Dzisiaj odpuszczam jechanie zielonym szlakiem od początku. Po deszczowym lipcu zapewne odcinek do miejscowości Mostki jest zabagniony, zalany, chmary robactwa tam panują, Nie mam na to ochoty. Jadę drogą do Suchedniowa i dalej także szosą do wspomnianych wcześniej Mostków. Dopiero tutaj wjeżdżam na szlak.

Nieliczne kałuże, jedzie mi się świetnie. Docieram do przecinki i trochę gubię oznakowanie.

Objeżdżam to trochę inaczej niż planowałem, ale kawałek leśnej drogi też był fajny.

Dalej w większości było po asfalcie z podjazdami i zjazdami.

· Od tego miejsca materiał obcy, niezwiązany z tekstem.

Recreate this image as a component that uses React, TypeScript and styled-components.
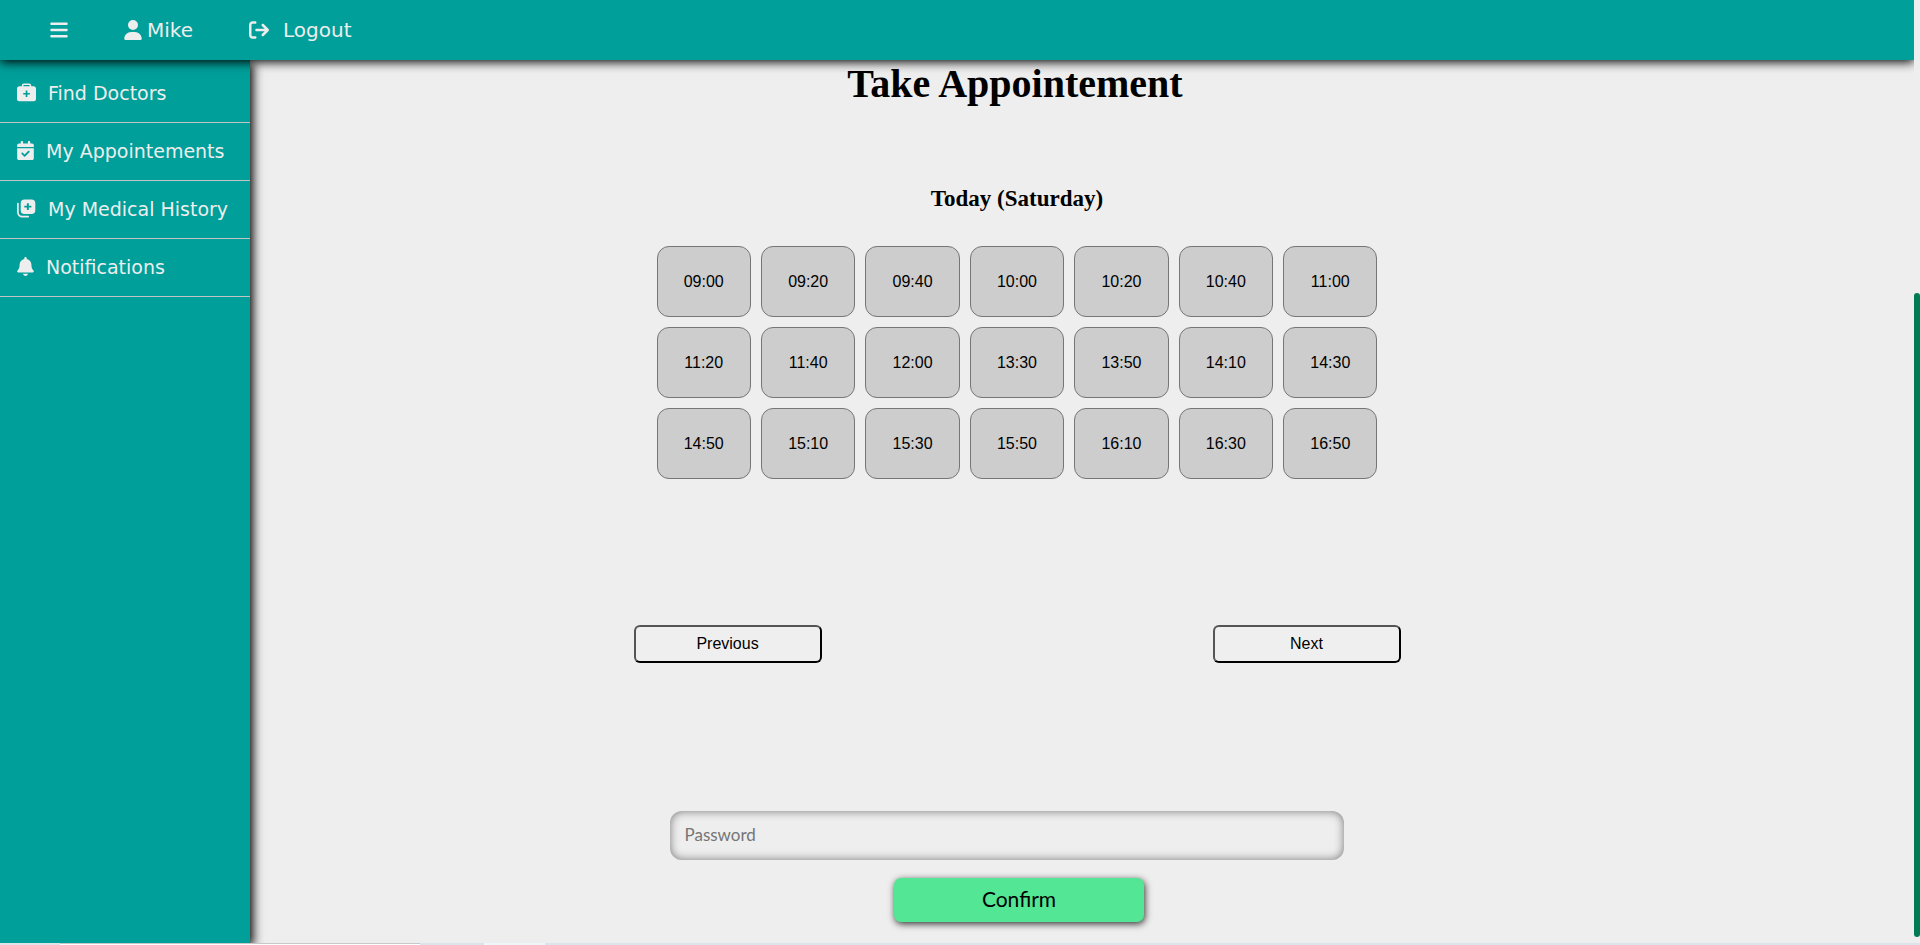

Jakoś dzisiaj te podjazdy wydawały mi się bardziej płaskie, bo nie męczyłem się na nich tak jak ostatnio w czerwcu. Poza tym widoki takie inne niż w okolicach Radomia.

W Bronkowicach wracam do lasu co by pojeździć po słynny tutejszych brukach. Droga na Wykus daje w kość, ale nie jest to najgorszy odcinek. Najbardziej upierdliwy jest zdecydowanie kawałek od Starachowic na Ostre Górki.
Zaczyna grzmieć i od południa nadciąga burza. Mam wiatr w plecy, więc powrót do domu nie kosztował wielkiego zmęczenia.